La "Pain de Minuit" s'exporte à Nantes
Depuis
peu, Martin Marescaux a élargi le concept à Nantes. La bière reste
pour l'instant brassée à Courtrai – tout en gardant un bilan
carbone positif –, mais il ne désespère pas de trouver une
brasserie dans les environs de Nantes, au plus proche des lieux de
consommation finaux. Il développe aussi le concept à Paris et se
projette également dans le Sud de la France. «Dans
deux ans on veut être dans toutes les métropoles de France, mais
sans oublier ce qui fait l'origine du projet : l'écologie.»
Au
total, environ huit salariés et/ou alternants et tout un écosystème
de freelances qui gravitent autour du projet.
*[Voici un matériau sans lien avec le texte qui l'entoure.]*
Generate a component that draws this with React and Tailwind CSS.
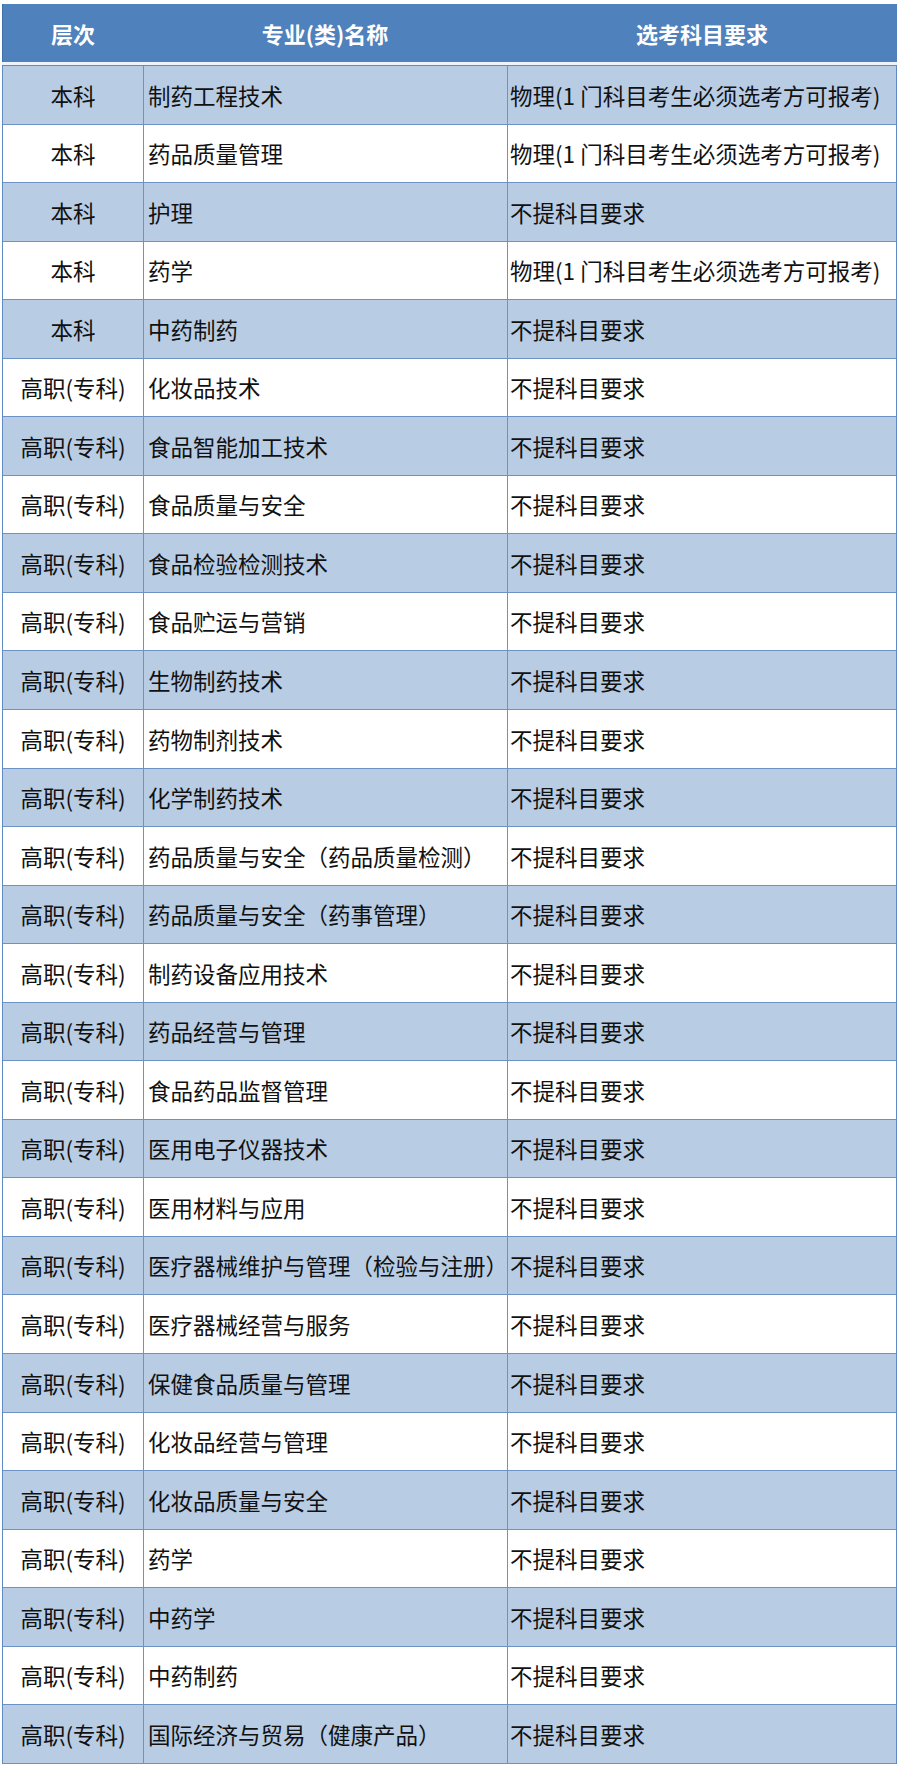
import React from 'react';

const rows = [
    ['本科', '制药工程技术', '物理(1 门科目考生必须选考方可报考)'],
    ['本科', '药品质量管理', '物理(1 门科目考生必须选考方可报考)'],
    ['本科', '护理', '不提科目要求'],
    ['本科', '药学', '物理(1 门科目考生必须选考方可报考)'],
    ['本科', '中药制药', '不提科目要求'],
    ['高职(专科)', '化妆品技术', '不提科目要求'],
    ['高职(专科)', '食品智能加工技术', '不提科目要求'],
    ['高职(专科)', '食品质量与安全', '不提科目要求'],
    ['高职(专科)', '食品检验检测技术', '不提科目要求'],
    ['高职(专科)', '食品贮运与营销', '不提科目要求'],
    ['高职(专科)', '生物制药技术', '不提科目要求'],
    ['高职(专科)', '药物制剂技术', '不提科目要求'],
    ['高职(专科)', '化学制药技术', '不提科目要求'],
    ['高职(专科)', '药品质量与安全（药品质量检测）', '不提科目要求'],
    ['高职(专科)', '药品质量与安全（药事管理）', '不提科目要求'],
    ['高职(专科)', '制药设备应用技术', '不提科目要求'],
    ['高职(专科)', '药品经营与管理', '不提科目要求'],
    ['高职(专科)', '食品药品监督管理', '不提科目要求'],
    ['高职(专科)', '医用电子仪器技术', '不提科目要求'],
    ['高职(专科)', '医用材料与应用', '不提科目要求'],
    ['高职(专科)', '医疗器械维护与管理（检验与注册）', '不提科目要求'],
    ['高职(专科)', '医疗器械经营与服务', '不提科目要求'],
    ['高职(专科)', '保健食品质量与管理', '不提科目要求'],
    ['高职(专科)', '化妆品经营与管理', '不提科目要求'],
    ['高职(专科)', '化妆品质量与安全', '不提科目要求'],
    ['高职(专科)', '药学', '不提科目要求'],
    ['高职(专科)', '中药学', '不提科目要求'],
    ['高职(专科)', '中药制药', '不提科目要求'],
    ['高职(专科)', '国际经济与贸易（健康产品）', '不提科目要求'],
];

const App = () => {
    return (
        <div
            className="w-[900px] h-[1768px] bg-white pt-[4px] pl-[2px] pr-[3px] text-[#111]"
            style={{ fontFamily: '"Noto Sans CJK SC", "Noto Sans", sans-serif' }}
        >
            {/* Header */}
            <div className="h-[58px] bg-[#4f81bd] border-l border-[#3f6ea8] grid grid-cols-[140px_364px_1fr] items-center text-center text-white font-bold text-[22px]">
                <div>层次</div>
                <div>专业(类)名称</div>
                <div>选考科目要求</div>
            </div>
            <div className="h-[3px] bg-[#eef3f9]" />

            {/* Body */}
            <div className="border-l border-r border-t border-[#5f8ac2]">
                {rows.map((row, i) => (
                    <div
                        key={i}
                        className={`h-[58.55px] grid grid-cols-[141px_364px_1fr] border-b border-[#6d93c6] text-[22.5px] leading-none ${i % 2 === 0 ? 'bg-[#b8cce4]' : 'bg-white'}`}
                    >
                        <div className="flex items-center justify-center border-r border-[#6d93c6] whitespace-nowrap">{row[0]}</div>
                        <div className="flex items-center pl-[4px] border-r border-[#6d93c6] whitespace-nowrap">{row[1]}</div>
                        <div className="flex items-center pl-[2px] whitespace-nowrap">{row[2]}</div>
                    </div>
                ))}
            </div>
        </div>
    );
};

export default App;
En
décembre 2021, pas moins de 15 à 20 000 bouteilles de "Pain de
Minuit" ont été vendues, pour un chiffre d'affaire en croissance à
trois chiffres depuis la création. De quoi donner de belles
perspectives au projet de Martin Marescaux qui ne se voit pas comme
un écolo chevronné mais plutôt comme un chef d'entreprise
responsable et innovant.
1. L'abus d'alcool est dangereux pour la santé. A consommer avec modération.